--- What to produce ---
Copy exactly, and only, the lines starting at the line with "Reproduce this screenshot" and ending at the line with "solid #d8b040;border-right:2px solid". Leave every picture out of the copy.

Entries with page source code
--*--
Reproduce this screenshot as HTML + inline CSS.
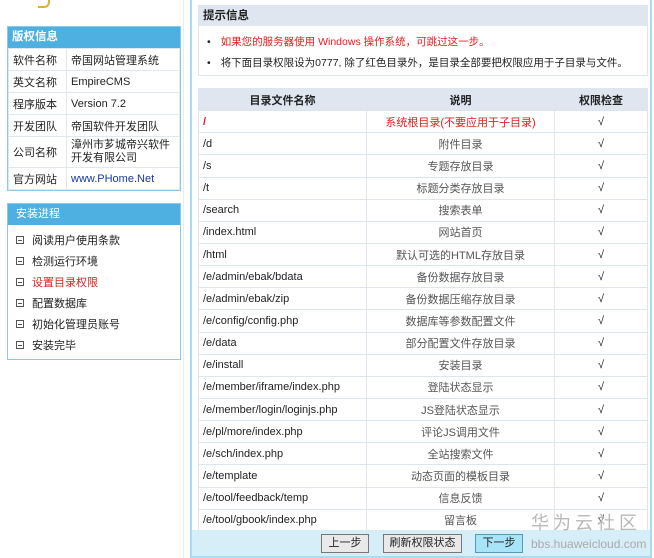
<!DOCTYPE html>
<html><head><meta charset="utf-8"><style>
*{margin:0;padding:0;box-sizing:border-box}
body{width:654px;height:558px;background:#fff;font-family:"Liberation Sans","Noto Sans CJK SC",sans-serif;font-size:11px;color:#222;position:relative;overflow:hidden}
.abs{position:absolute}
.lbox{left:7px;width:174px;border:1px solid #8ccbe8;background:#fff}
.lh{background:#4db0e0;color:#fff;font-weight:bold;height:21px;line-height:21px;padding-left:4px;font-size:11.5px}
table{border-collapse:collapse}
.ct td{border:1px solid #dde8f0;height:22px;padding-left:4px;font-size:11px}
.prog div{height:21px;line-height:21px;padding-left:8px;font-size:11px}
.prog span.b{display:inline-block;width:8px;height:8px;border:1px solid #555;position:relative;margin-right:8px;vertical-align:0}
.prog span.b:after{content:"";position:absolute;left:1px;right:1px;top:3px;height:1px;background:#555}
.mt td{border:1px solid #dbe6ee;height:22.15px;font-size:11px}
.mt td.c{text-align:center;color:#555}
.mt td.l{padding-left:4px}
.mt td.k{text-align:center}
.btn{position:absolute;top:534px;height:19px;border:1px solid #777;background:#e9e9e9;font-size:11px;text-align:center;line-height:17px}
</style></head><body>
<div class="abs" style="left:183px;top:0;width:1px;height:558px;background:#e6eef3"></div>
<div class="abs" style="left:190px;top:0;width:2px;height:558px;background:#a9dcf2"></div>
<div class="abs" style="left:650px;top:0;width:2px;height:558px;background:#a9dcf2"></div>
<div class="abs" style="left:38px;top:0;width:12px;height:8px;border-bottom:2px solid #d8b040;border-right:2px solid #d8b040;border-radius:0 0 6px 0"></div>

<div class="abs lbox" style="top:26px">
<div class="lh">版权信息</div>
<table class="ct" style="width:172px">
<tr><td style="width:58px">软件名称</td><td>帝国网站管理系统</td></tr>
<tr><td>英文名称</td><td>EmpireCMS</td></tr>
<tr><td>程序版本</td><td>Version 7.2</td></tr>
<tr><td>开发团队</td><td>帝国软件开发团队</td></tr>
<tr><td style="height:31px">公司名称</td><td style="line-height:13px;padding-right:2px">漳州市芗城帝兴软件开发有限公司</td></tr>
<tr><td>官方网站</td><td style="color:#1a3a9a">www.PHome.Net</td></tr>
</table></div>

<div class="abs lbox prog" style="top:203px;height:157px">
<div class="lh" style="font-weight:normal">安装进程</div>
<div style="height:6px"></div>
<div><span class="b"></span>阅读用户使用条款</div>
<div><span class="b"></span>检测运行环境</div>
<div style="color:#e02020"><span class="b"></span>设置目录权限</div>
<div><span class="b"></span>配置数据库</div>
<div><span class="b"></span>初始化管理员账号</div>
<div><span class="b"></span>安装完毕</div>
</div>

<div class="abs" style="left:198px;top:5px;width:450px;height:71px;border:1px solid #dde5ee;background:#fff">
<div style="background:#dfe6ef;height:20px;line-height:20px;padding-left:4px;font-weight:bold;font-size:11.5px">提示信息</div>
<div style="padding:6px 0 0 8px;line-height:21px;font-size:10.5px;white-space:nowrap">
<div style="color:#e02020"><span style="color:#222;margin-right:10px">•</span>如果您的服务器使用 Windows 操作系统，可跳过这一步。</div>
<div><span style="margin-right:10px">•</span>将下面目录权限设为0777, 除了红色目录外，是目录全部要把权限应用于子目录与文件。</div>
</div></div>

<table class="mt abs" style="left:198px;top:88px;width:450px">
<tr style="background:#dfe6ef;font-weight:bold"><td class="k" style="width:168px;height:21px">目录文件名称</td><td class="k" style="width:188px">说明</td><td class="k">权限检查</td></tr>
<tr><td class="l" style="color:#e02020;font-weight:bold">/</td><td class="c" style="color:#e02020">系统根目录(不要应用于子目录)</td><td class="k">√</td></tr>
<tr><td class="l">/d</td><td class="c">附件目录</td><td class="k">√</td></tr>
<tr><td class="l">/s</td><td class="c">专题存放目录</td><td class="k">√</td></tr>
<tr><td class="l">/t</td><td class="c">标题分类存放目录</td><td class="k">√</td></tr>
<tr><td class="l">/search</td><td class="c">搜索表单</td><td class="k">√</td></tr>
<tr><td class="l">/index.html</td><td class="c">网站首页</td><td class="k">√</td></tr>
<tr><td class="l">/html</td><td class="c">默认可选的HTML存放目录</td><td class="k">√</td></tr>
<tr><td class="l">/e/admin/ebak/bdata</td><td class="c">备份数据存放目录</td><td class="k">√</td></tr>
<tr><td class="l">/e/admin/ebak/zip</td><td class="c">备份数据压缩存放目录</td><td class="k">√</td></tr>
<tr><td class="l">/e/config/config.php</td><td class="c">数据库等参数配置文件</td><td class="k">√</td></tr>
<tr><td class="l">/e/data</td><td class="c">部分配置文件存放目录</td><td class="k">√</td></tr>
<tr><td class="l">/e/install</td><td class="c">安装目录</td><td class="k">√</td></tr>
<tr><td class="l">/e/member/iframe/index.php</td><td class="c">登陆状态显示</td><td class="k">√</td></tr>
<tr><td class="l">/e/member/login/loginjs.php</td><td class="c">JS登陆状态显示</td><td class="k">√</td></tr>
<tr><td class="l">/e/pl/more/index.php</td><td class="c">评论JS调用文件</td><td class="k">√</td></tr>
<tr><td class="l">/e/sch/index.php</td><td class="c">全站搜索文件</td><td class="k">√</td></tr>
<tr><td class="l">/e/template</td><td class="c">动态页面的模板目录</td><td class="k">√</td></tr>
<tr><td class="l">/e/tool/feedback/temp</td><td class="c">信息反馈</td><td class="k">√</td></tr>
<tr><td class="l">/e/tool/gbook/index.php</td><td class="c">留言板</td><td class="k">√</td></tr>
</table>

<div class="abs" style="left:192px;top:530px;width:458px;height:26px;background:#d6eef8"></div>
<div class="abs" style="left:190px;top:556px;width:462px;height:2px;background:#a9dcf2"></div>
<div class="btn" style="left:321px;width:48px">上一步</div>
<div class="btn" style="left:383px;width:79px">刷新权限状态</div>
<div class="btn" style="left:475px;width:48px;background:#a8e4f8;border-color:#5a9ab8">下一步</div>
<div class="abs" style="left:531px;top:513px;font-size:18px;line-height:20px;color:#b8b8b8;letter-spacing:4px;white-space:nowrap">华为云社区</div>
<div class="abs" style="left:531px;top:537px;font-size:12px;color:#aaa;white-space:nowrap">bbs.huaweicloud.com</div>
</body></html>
--*--
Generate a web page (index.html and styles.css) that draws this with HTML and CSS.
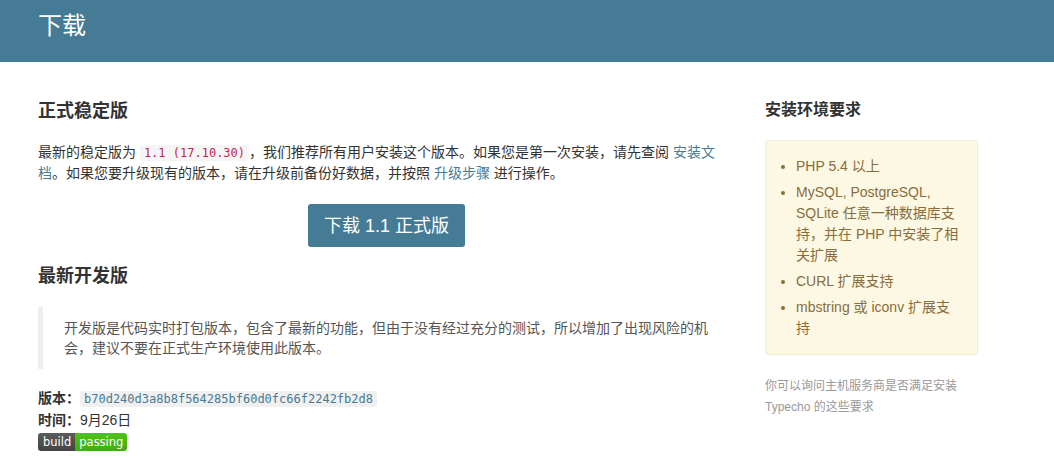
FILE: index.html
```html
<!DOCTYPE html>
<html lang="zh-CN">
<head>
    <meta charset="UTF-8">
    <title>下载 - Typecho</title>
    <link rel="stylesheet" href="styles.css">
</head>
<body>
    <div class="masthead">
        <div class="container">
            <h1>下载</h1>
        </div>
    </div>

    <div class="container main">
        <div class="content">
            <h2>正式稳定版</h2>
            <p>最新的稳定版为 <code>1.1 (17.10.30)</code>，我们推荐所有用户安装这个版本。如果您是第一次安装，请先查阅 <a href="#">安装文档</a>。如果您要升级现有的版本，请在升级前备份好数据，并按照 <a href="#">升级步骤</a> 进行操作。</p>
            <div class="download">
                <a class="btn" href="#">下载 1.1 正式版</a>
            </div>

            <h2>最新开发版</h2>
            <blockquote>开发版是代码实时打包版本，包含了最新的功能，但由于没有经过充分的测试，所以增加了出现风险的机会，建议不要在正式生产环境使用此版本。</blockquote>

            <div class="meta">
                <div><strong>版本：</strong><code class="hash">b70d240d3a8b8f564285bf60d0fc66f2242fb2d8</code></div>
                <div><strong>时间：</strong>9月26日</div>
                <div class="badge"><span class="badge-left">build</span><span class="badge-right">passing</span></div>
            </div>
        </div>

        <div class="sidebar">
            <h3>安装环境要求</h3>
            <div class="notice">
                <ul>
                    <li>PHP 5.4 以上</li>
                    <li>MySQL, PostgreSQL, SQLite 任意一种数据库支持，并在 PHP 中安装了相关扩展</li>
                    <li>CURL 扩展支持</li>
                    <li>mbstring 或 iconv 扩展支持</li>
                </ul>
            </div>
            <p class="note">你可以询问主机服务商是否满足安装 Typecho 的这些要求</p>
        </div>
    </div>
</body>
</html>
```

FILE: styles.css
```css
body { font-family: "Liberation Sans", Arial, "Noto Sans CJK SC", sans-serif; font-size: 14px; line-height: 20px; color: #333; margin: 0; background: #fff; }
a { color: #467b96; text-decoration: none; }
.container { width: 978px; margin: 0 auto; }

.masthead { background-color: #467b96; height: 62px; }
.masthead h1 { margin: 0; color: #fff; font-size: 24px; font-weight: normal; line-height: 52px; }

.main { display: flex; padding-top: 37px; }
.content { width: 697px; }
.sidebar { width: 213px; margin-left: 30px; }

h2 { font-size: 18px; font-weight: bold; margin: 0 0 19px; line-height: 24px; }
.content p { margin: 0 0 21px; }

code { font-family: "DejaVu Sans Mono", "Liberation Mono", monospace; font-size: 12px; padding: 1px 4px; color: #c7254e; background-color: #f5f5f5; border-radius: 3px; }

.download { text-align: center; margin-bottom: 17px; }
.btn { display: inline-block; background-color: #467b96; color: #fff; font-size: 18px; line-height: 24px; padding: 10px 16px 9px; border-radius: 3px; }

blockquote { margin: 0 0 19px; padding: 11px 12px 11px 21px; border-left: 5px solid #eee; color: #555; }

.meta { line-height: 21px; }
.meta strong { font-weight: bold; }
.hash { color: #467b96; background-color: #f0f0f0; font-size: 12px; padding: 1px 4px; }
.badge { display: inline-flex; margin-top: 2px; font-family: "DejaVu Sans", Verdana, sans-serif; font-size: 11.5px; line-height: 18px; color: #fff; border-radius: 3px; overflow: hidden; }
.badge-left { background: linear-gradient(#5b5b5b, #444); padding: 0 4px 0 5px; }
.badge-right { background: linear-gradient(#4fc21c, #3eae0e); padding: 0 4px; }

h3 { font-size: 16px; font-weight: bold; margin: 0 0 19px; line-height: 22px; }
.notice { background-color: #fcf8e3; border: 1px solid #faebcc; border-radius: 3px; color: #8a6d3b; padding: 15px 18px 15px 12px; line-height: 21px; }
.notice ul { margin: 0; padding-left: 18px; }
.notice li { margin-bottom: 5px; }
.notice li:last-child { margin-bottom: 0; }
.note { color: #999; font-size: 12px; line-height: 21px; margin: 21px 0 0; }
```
--*--
--- Complete response ---
Reproduce this screenshot as HTML + inline CSS.
<!DOCTYPE html>
<html><head><meta charset="utf-8"><style>
*{margin:0;padding:0;box-sizing:border-box}
body{width:654px;height:558px;background:#fff;font-family:"Liberation Sans","Noto Sans CJK SC",sans-serif;font-size:11px;color:#222;position:relative;overflow:hidden}
.abs{position:absolute}
.lbox{left:7px;width:174px;border:1px solid #8ccbe8;background:#fff}
.lh{background:#4db0e0;color:#fff;font-weight:bold;height:21px;line-height:21px;padding-left:4px;font-size:11.5px}
table{border-collapse:collapse}
.ct td{border:1px solid #dde8f0;height:22px;padding-left:4px;font-size:11px}
.prog div{height:21px;line-height:21px;padding-left:8px;font-size:11px}
.prog span.b{display:inline-block;width:8px;height:8px;border:1px solid #555;position:relative;margin-right:8px;vertical-align:0}
.prog span.b:after{content:"";position:absolute;left:1px;right:1px;top:3px;height:1px;background:#555}
.mt td{border:1px solid #dbe6ee;height:22.15px;font-size:11px}
.mt td.c{text-align:center;color:#555}
.mt td.l{padding-left:4px}
.mt td.k{text-align:center}
.btn{position:absolute;top:534px;height:19px;border:1px solid #777;background:#e9e9e9;font-size:11px;text-align:center;line-height:17px}
</style></head><body>
<div class="abs" style="left:183px;top:0;width:1px;height:558px;background:#e6eef3"></div>
<div class="abs" style="left:190px;top:0;width:2px;height:558px;background:#a9dcf2"></div>
<div class="abs" style="left:650px;top:0;width:2px;height:558px;background:#a9dcf2"></div>
<div class="abs" style="left:38px;top:0;width:12px;height:8px;border-bottom:2px solid #d8b040;border-right:2px solid #d8b040;border-radius:0 0 6px 0"></div>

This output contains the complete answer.